Deportations of the Ingrian Finns were a series of mass deportations of the Ingrian Finnish population by Soviet authorities. Deportations took place from the late 1920s to the end of World War II. They were part of the Genocide of the Ingrian Finns.

Background
Lutheran Finns had lived in Ingria for over 400 years, since the period of Swedish rule. They had immigrated there from Finland and the Karelian Isthmus and eventually started referring to themselves as Ingrian Finns. In 1919 the population of the Ingrian Finns was 132,000 in Ingria and an additional 10,000 in Petrograd. The Finnish-Soviet peace treaty of 1920 had granted Ingrian Finns a degree of national autonomy. A national district was formed in 1928 and Finnish was used in schools, radio and administration.

Deportations

Soviet repression of the Ingrian Finns started at the same time as the forced collectivization in the Soviet Union in 1928. Between 1929 and 1931 Soviet authorities deported 18,000 people from areas near the Finnish border, consisting of up to 16% of the total Ingrian Finnic population.
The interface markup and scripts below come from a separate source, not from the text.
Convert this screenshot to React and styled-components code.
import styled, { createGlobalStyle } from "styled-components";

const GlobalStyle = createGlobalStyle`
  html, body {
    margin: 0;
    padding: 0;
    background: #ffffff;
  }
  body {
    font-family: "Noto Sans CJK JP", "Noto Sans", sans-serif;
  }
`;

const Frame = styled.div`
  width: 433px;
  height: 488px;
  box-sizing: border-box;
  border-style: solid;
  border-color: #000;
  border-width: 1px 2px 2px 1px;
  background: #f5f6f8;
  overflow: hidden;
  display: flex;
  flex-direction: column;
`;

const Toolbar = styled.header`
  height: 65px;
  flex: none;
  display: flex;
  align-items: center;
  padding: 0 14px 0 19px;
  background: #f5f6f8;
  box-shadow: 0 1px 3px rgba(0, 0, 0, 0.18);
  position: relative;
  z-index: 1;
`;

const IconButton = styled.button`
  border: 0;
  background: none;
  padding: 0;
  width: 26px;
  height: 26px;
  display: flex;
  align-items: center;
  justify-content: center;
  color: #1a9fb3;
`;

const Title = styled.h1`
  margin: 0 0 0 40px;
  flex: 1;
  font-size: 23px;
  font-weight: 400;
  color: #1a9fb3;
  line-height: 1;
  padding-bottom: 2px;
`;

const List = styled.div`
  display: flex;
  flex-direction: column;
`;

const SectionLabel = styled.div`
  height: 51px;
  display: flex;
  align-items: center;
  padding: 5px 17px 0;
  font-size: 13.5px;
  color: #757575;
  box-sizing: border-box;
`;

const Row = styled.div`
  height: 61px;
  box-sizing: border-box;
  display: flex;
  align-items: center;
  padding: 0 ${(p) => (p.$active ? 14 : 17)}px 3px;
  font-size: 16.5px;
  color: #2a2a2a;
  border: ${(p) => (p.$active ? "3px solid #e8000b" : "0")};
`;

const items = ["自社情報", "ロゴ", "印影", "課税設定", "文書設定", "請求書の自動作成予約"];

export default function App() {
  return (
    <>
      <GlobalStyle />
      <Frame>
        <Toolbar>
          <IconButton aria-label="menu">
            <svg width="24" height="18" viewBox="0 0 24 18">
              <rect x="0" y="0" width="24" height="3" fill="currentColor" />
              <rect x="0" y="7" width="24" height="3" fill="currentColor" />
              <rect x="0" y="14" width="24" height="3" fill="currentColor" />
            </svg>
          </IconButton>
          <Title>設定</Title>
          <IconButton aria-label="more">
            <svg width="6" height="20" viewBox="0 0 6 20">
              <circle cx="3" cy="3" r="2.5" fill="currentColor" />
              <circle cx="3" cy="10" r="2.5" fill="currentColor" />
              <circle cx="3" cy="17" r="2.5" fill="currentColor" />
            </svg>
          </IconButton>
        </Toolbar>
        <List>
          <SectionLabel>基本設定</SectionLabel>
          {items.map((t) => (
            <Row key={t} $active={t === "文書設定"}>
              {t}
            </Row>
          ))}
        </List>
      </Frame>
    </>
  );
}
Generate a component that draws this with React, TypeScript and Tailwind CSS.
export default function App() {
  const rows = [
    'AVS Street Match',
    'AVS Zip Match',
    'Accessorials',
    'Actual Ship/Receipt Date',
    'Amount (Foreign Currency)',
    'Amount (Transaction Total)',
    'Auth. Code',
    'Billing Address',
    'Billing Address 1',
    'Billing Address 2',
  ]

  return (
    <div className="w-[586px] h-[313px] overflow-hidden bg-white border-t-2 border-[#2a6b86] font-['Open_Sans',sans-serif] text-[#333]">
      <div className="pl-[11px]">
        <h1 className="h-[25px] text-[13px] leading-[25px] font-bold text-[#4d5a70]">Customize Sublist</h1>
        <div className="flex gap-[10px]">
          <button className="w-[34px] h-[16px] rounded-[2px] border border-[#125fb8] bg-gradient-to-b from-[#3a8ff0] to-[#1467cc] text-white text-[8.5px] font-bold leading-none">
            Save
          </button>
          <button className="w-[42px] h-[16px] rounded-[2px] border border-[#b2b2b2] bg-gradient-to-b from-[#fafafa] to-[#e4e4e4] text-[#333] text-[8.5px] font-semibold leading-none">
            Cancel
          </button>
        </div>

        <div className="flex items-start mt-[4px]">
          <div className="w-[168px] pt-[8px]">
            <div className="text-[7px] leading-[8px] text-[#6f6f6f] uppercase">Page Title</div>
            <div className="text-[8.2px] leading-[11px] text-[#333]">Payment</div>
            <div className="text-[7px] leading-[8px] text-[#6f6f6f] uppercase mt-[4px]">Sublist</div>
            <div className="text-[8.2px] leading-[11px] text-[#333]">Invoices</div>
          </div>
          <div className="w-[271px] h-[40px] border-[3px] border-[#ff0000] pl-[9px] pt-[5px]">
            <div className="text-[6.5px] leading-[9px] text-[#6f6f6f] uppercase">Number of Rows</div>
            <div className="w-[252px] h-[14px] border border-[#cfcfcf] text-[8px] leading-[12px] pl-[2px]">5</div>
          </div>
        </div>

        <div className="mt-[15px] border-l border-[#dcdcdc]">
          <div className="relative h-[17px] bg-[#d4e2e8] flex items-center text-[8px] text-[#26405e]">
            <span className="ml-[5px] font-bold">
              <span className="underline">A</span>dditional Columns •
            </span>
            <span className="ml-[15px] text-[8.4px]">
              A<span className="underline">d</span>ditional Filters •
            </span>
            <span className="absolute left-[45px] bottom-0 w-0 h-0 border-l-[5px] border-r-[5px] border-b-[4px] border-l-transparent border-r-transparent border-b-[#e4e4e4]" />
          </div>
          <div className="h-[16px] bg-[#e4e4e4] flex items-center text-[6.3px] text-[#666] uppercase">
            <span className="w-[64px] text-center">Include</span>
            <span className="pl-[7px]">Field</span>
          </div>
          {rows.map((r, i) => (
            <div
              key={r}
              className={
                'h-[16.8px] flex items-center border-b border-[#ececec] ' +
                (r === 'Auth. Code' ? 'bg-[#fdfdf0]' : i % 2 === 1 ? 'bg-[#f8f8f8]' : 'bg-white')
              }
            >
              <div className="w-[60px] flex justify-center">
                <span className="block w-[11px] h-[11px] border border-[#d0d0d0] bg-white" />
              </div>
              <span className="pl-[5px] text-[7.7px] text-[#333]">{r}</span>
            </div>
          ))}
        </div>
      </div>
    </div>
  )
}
All remaining Finns in four border parishes were deported in 1936 and replaced with Russians. In 1937 all Finnish-language schools, publications, broadcasts, and Ingrian Lutheran churches were closed down. During the 1937–1938 Finnish Operation of the NKVD, 4,000 Ingrian Finns were shot and over 10,000 deported to prison camps. By 1939 the Ingrian Finnish population had decreased to about 115,000, which was about 10% reduction compared to the 1926 population figures and the Ingrian Finn national district was abolished.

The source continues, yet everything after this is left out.